Literature is a "disciplined technique".  It is not haphazard or spontaneous.  Most of what happens in a piece of literature is carefully planned out over several writing sessions...hours if not years of time thinking, revising, reworking, researching, and editing.  To write well, it must be done daily.  That alone takes immense discipline.  It also requires discipline to work in all the elements of a good story and have them mold together seemlessly so the overall product looks like it would be easy to construct--everything is thought out and planned from the setting and plot, to the character development, dialogue, themes, and other wonderful factors that make a story amazing either in a book or on screen at the movie theatre.  It is the seamless working together of all these elements that evokes the emotion you speak of in your quote--the "Oh, Wow!" or "So what?" factor.
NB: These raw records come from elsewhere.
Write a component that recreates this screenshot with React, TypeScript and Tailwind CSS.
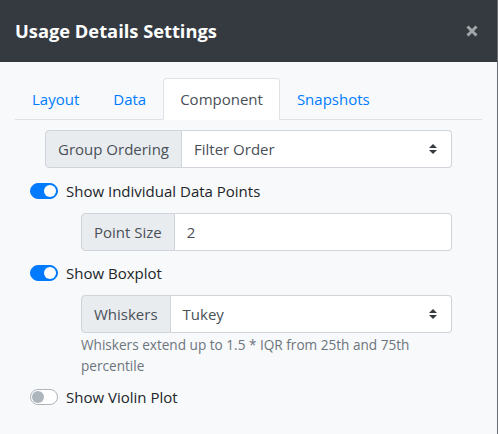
import React from "react";

const font = { fontFamily: '"Open Sans", "Noto Sans", sans-serif' };

function Switch({ on }: { on: boolean }) {
  return on ? (
    <span className="relative inline-block w-[28px] h-[16px] rounded-full bg-[#007bff] border border-[#007bff]">
      <span className="absolute top-[1px] right-[1px] w-[12px] h-[12px] rounded-full bg-white" />
    </span>
  ) : (
    <span className="relative inline-block w-[28px] h-[16px] rounded-full bg-white border border-[#adb5bd]">
      <span className="absolute top-[1px] left-[1px] w-[12px] h-[12px] rounded-full bg-[#adb5bd]" />
    </span>
  );
}

function Arrows() {
  return (
    <svg width="8" height="10" viewBox="0 0 8 10" className="block">
      <path d="M4 0 L8 4 L0 4 Z" fill="#343a40" />
      <path d="M0 6 L8 6 L4 10 Z" fill="#343a40" />
    </svg>
  );
}

function Group({ label, value, select, ml }: { label: string; value: string; select?: boolean; ml: string }) {
  return (
    <div className={`flex h-[38px] ${ml}`}>
      <div className="flex items-center px-[12px] bg-[#e9ecef] border border-[#ced4da] rounded-l-[4px] text-[#495057] text-[15px]">
        {label}
      </div>
      <div className="flex-1 flex items-center justify-between pl-[12px] pr-[14px] bg-white border border-l-0 border-[#ced4da] rounded-r-[4px] text-[#495057] text-[15px]">
        <span>{value}</span>
        {select && <Arrows />}
      </div>
    </div>
  );
}

function Toggle({ on, label }: { on: boolean; label: string }) {
  return (
    <div className="flex items-center h-[24px]">
      <Switch on={on} />
      <span className="ml-[8px] text-[15px] text-[#212529] leading-6">{label}</span>
    </div>
  );
}

export default function App() {
  return (
    <div style={font} className="w-[498px] h-[434px] bg-[#f8f9fa] border-r border-[#6c6f73] flex flex-col overflow-hidden">
      <div className="h-[62px] bg-[#343a40] flex items-center justify-between pl-[15px] pr-[19px] shrink-0">
        <span className="text-white text-[18.3px] font-bold leading-none">Usage Details Settings</span>
        <svg width="12" height="12" viewBox="0 0 12 12">
          <path d="M1.5 1.5 L10.5 10.5 M10.5 1.5 L1.5 10.5" stroke="#a3a6a9" strokeWidth="3" />
        </svg>
      </div>
      <div className="px-[15px] pt-[16px]">
        <div className="flex border-b border-[#dee2e6] text-[15px] leading-6">
          <div className="px-[16px] py-[8px] border border-transparent -mb-px text-[#007bff]">Layout</div>
          <div className="px-[16px] py-[8px] border border-transparent -mb-px text-[#007bff]">Data</div>
          <div className="px-[16px] py-[8px] border border-[#dee2e6] border-b-white bg-white rounded-t-[4px] -mb-px text-[#495057]">Component</div>
          <div className="px-[16px] py-[8px] border border-transparent -mb-px text-[#007bff]">Snapshots</div>
        </div>
        <div className="pl-[15px] pr-[30px] pt-[10px] flex flex-col">
          <Group label="Group Ordering" value="Filter Order" select ml="ml-[15px]" />
          <div className="mt-[11px]"><Toggle on label="Show Individual Data Points" /></div>
          <div className="mt-[10px]"><Group label="Point Size" value="2" ml="ml-[51px]" /></div>
          <div className="mt-[10px]"><Toggle on label="Show Boxplot" /></div>
          <div className="mt-[10px]"><Group label="Whiskers" value="Tukey" select ml="ml-[51px]" /></div>
          <div className="ml-[51px] mt-[1px] text-[13.6px] leading-[21px] text-[#6c757d]">
            Whiskers extend up to 1.5 * IQR from 25th and 75th percentile
          </div>
          <div className="mt-[9px]"><Toggle on={false} label="Show Violin Plot" /></div>
        </div>
      </div>
    </div>
  );
}
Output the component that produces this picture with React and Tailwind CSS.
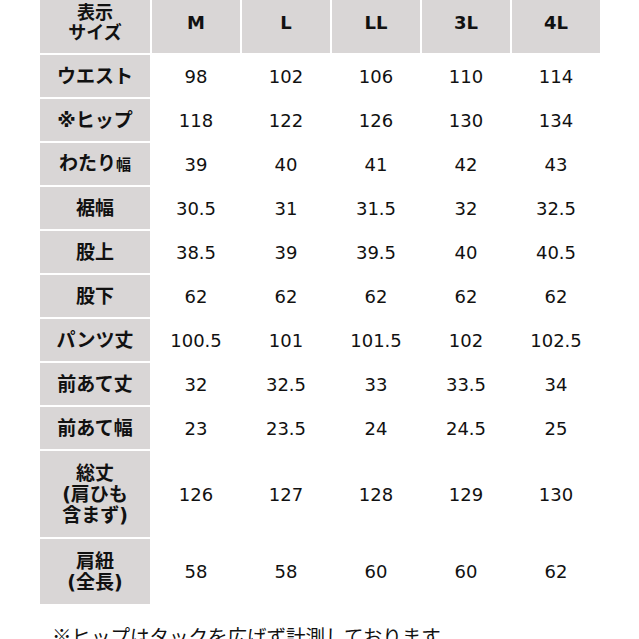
import React from "react";

const sizes = ["M", "L", "LL", "3L", "4L"];
const rows = [
  { label: "ウエスト", vals: ["98", "102", "106", "110", "114"], h: "h-[42px]" },
  { label: "※ヒップ", vals: ["118", "122", "126", "130", "134"], h: "h-[42px]" },
  { label: "わたり", small: "幅", vals: ["39", "40", "41", "42", "43"], h: "h-[42px]" },
  { label: "裾幅", vals: ["30.5", "31", "31.5", "32", "32.5"], h: "h-[42px]" },
  { label: "股上", vals: ["38.5", "39", "39.5", "40", "40.5"], h: "h-[42px]" },
  { label: "股下", vals: ["62", "62", "62", "62", "62"], h: "h-[42px]" },
  { label: "パンツ丈", vals: ["100.5", "101", "101.5", "102", "102.5"], h: "h-[42px]" },
  { label: "前あて丈", vals: ["32", "32.5", "33", "33.5", "34"], h: "h-[42px]" },
  { label: "前あて幅", vals: ["23", "23.5", "24", "24.5", "25"], h: "h-[42px]" },
  { lines: ["総丈", "(肩ひも", "含まず)"], vals: ["126", "127", "128", "129", "130"], h: "h-[86px]" },
  { lines: ["肩紐", "(全長)"], vals: ["58", "58", "60", "60", "62"], h: "h-[65px]" },
];

export default function App() {
  return (
    <div
      className="w-[639px] h-[639px] overflow-hidden bg-white text-[#111]"
      style={{ fontFamily: '"DejaVu Sans", "Noto Sans CJK JP", sans-serif' }}
    >
      <div className="ml-[40px] mt-[-9px] grid grid-cols-[110px_repeat(5,88px)] gap-[2px]">
        <div className="h-[62px] bg-[#d9d6d6] flex flex-col items-center justify-center font-bold text-[18px] leading-[20px] pt-[2px]">
          <span>表示</span>
          <span>サイズ</span>
        </div>
        {sizes.map((s) => (
          <div
            key={s}
            className="h-[62px] bg-[#d9d6d6] flex items-center justify-center font-bold text-[18px] pt-[1px]"
          >
            {s}
          </div>
        ))}
        {rows.map((r, i) => (
          <React.Fragment key={i}>
            <div
              className={`${r.h} bg-[#d9d6d6] flex flex-col items-center justify-center font-bold text-[19px] leading-[21px]`}
            >
              {r.lines ? (
                r.lines.map((l) => <span key={l}>{l}</span>)
              ) : (
                <span>
                  {r.label}
                  {r.small && <span className="text-[15px]">{r.small}</span>}
                </span>
              )}
            </div>
            {r.vals.map((v, j) => (
              <div
                key={j}
                className={`${r.h} flex items-center justify-center text-[18px] font-normal`}
              >
                {v}
              </div>
            ))}
          </React.Fragment>
        ))}
      </div>
      <div
        className="mt-[21px] ml-[52px] text-[19.5px] leading-[22px] whitespace-nowrap"
        style={{ fontFamily: '"Noto Sans CJK JP", sans-serif' }}
      >
        ※ヒップはタックを広げず計測しております。
      </div>
    </div>
  );
}
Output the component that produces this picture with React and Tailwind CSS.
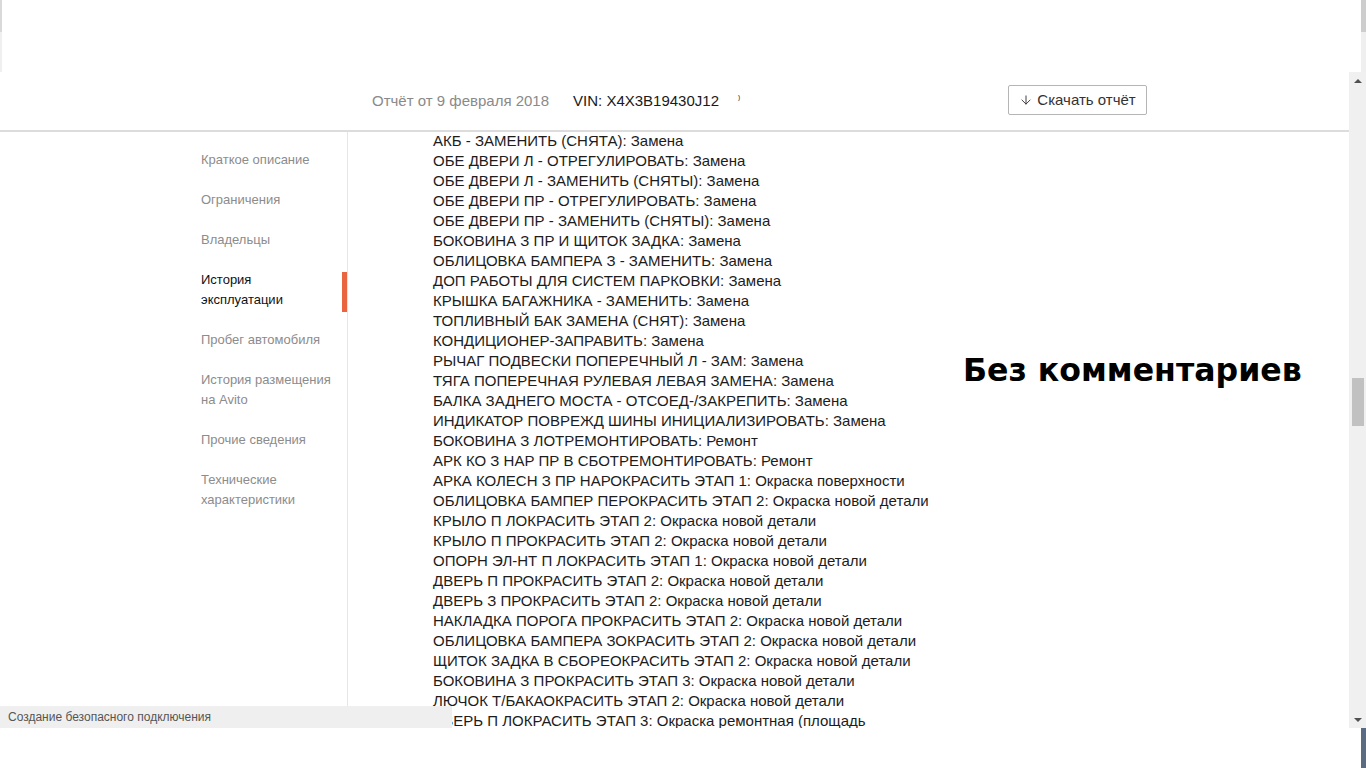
import { ArrowDown } from 'lucide-react';

const navItems = [
  { id: 1, label: ['Краткое описание'] },
  { id: 2, label: ['Ограничения'] },
  { id: 3, label: ['Владельцы'] },
  { id: 4, label: ['История', 'эксплуатации'], active: true },
  { id: 5, label: ['Пробег автомобиля'] },
  { id: 6, label: ['История размещения', 'на Avito'] },
  { id: 7, label: ['Прочие сведения'] },
  { id: 8, label: ['Технические', 'характеристики'] },
];

const works = [
  ['АКБ - ЗАМЕНИТЬ (СНЯТА)', 'Замена'],
  ['ОБЕ ДВЕРИ Л - ОТРЕГУЛИРОВАТЬ', 'Замена'],
  ['ОБЕ ДВЕРИ Л - ЗАМЕНИТЬ (СНЯТЫ)', 'Замена'],
  ['ОБЕ ДВЕРИ ПР - ОТРЕГУЛИРОВАТЬ', 'Замена'],
  ['ОБЕ ДВЕРИ ПР - ЗАМЕНИТЬ (СНЯТЫ)', 'Замена'],
  ['БОКОВИНА З ПР И ЩИТОК ЗАДКА', 'Замена'],
  ['ОБЛИЦОВКА БАМПЕРА З - ЗАМЕНИТЬ', 'Замена'],
  ['ДОП РАБОТЫ ДЛЯ СИСТЕМ ПАРКОВКИ', 'Замена'],
  ['КРЫШКА БАГАЖНИКА - ЗАМЕНИТЬ', 'Замена'],
  ['ТОПЛИВНЫЙ БАК ЗАМЕНА (СНЯТ)', 'Замена'],
  ['КОНДИЦИОНЕР-ЗАПРАВИТЬ', 'Замена'],
  ['РЫЧАГ ПОДВЕСКИ ПОПЕРЕЧНЫЙ Л - ЗАМ', 'Замена'],
  ['ТЯГА ПОПЕРЕЧНАЯ РУЛЕВАЯ ЛЕВАЯ ЗАМЕНА', 'Замена'],
  ['БАЛКА ЗАДНЕГО МОСТА - ОТСОЕД-/ЗАКРЕПИТЬ', 'Замена'],
  ['ИНДИКАТОР ПОВРЕЖД ШИНЫ ИНИЦИАЛИЗИРОВАТЬ', 'Замена'],
  ['БОКОВИНА З ЛОТРЕМОНТИРОВАТЬ', 'Ремонт'],
  ['АРК КО З НАР ПР В СБОТРЕМОНТИРОВАТЬ', 'Ремонт'],
  ['АРКА КОЛЕСН З ПР НАРОКРАСИТЬ ЭТАП 1', 'Окраска поверхности'],
  ['ОБЛИЦОВКА БАМПЕР ПЕРОКРАСИТЬ ЭТАП 2', 'Окраска новой детали'],
  ['КРЫЛО П ЛОКРАСИТЬ ЭТАП 2', 'Окраска новой детали'],
  ['КРЫЛО П ПРОКРАСИТЬ ЭТАП 2', 'Окраска новой детали'],
  ['ОПОРН ЭЛ-НТ П ЛОКРАСИТЬ ЭТАП 1', 'Окраска новой детали'],
  ['ДВЕРЬ П ПРОКРАСИТЬ ЭТАП 2', 'Окраска новой детали'],
  ['ДВЕРЬ З ПРОКРАСИТЬ ЭТАП 2', 'Окраска новой детали'],
  ['НАКЛАДКА ПОРОГА ПРОКРАСИТЬ ЭТАП 2', 'Окраска новой детали'],
  ['ОБЛИЦОВКА БАМПЕРА ЗОКРАСИТЬ ЭТАП 2', 'Окраска новой детали'],
  ['ЩИТОК ЗАДКА В СБОРЕОКРАСИТЬ ЭТАП 2', 'Окраска новой детали'],
  ['БОКОВИНА З ПРОКРАСИТЬ ЭТАП 3', 'Окраска новой детали'],
  ['ЛЮЧОК Т/БАКАОКРАСИТЬ ЭТАП 2', 'Окраска новой детали'],
  ['ДВЕРЬ П ЛОКРАСИТЬ ЭТАП 3', 'Окраска ремонтная (площадь'],
];

const Scrollbar = () => (
  <div className="w-[17px] h-full bg-[#f0f0f0] flex flex-col items-center">
    <div className="h-[17px] flex items-center justify-center">
      <div className="w-0 h-0 border-l-[4px] border-r-[4px] border-b-[4px] border-l-transparent border-r-transparent border-b-[#505050]"></div>
    </div>
    <div className="mt-[289px] w-[12px] h-[48px] bg-[#c1c1c1]"></div>
    <div className="flex-1"></div>
    <div className="h-[17px] flex items-center justify-center">
      <div className="w-0 h-0 border-l-[4px] border-r-[4px] border-t-[4px] border-l-transparent border-r-transparent border-t-[#505050]"></div>
    </div>
  </div>
);

export default function App() {
  return (
    <div
      className="w-[1366px] h-[768px] overflow-hidden bg-white flex flex-col"
      style={{ fontFamily: '"Liberation Sans", Arial, sans-serif' }}
    >
      {/* top strip */}
      <div className="h-[72px] flex shrink-0">
        <div className="w-[2px] flex flex-col">
          <div className="h-[32px] bg-[#d9d9d9]"></div>
          <div className="flex-1 bg-[#efefef]"></div>
        </div>
        <div className="flex-1"></div>
        <div className="w-[5px] flex flex-col">
          <div className="h-[32px] bg-[#cdcdcd]"></div>
          <div className="flex-1 bg-[#efefef]"></div>
        </div>
      </div>

      {/* page */}
      <div className="h-[656px] flex shrink-0 relative">
        <div className="flex-1 flex flex-col overflow-hidden">
          <header className="h-[60px] shrink-0 flex items-center border-b-2 border-[#dcdcdc] pl-[372px] pr-[202px]">
            <span className="text-[15px] text-[#8a8a8a]">Отчёт от 9 февраля 2018</span>
            <span className="ml-[24px] text-[15px] text-[#1a1a1a]">VIN: X4X3B19430J12</span>
            <span className="ml-[19px] text-[11px] text-[#444]">⁾</span>
            <button className="ml-auto mt-[-2px] h-[30px] w-[139px] border border-[#b5b5b5] rounded-[2px] flex items-center justify-center gap-[4px] text-[15px] text-[#333] bg-white">
              <ArrowDown size={14} strokeWidth={1.6} />
              Скачать отчёт
            </button>
          </header>

          <div className="flex flex-1 min-h-0">
            <nav className="w-[348px] shrink-0 border-r border-[#e6e6e6] pt-[18px] flex flex-col gap-[20px]">
              {navItems.map((item) => (
                <div key={item.id} className="flex justify-between">
                  <div
                    className={`pl-[201px] text-[13px] leading-[20px] ${
                      item.active ? 'text-[#111]' : 'text-[#8c8c8c]'
                    }`}
                  >
                    {item.label.map((l) => (
                      <div key={l}>{l}</div>
                    ))}
                  </div>
                  {item.active && (
                    <div className="w-[5px] mt-[2px] mb-[-2px] bg-[#e9643f]"></div>
                  )}
                </div>
              ))}
            </nav>

            <div className="w-[615px] shrink-0 pl-[85px] mt-[-1px] text-[15px] leading-[20px] text-[#1c1c1c]">
              {works.map(([name, kind], i) => (
                <div key={i} className="whitespace-nowrap">
                  {name}: {kind}
                </div>
              ))}
            </div>

            <div className="pt-[218px]">
              <h2
                className="text-[31.6px] leading-[40px] font-bold text-black whitespace-nowrap"
                style={{ fontFamily: '"DejaVu Sans", Arial, sans-serif' }}
              >
                Без комментариев
              </h2>
            </div>
          </div>
        </div>

        <Scrollbar />

        {/* browser status bubble */}
        <div className="absolute left-0 bottom-0 w-[452px] h-[22px] bg-[#efefef] flex items-center pl-[8px] text-[12px] text-[#555]">
          Создание безопасного подключения
        </div>
      </div>

      {/* bottom strip */}
      <div className="flex-1 flex">
        <div className="flex-1"></div>
        <div className="w-[5px] bg-[#5b6b82]"></div>
      </div>
    </div>
  );
}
Hope this helps shed some light on your question.   Good Luck!

kc4u | Student

This idea that one needs "disciplined techniques" to arouse emotions seems to be to be a curious combination of the Neo-Classical and the Romantic ideology. While the Romantic idea of the emotive purpose of literature is kept intact, the stipulation of orderly methods adds to a Neo-Classical prescriptiveness. But, in the 20th century, with the Russian formalists, we have seen further insistence on technique, form and form--the dynamics of the devising of a literary text and it seems to continue even in Postmodernist literature.

The stress is on precision, order, synchronization. As Aristotle implied in Poetics, there is indeed, a relation between order and beauty. Order and discipline always evoke beauty. The Romantics and the Sur-realists who believe in automatic writing might think otherwise. To them, the imposition of an order on the chaotic flow of human experience is problematic and escapist.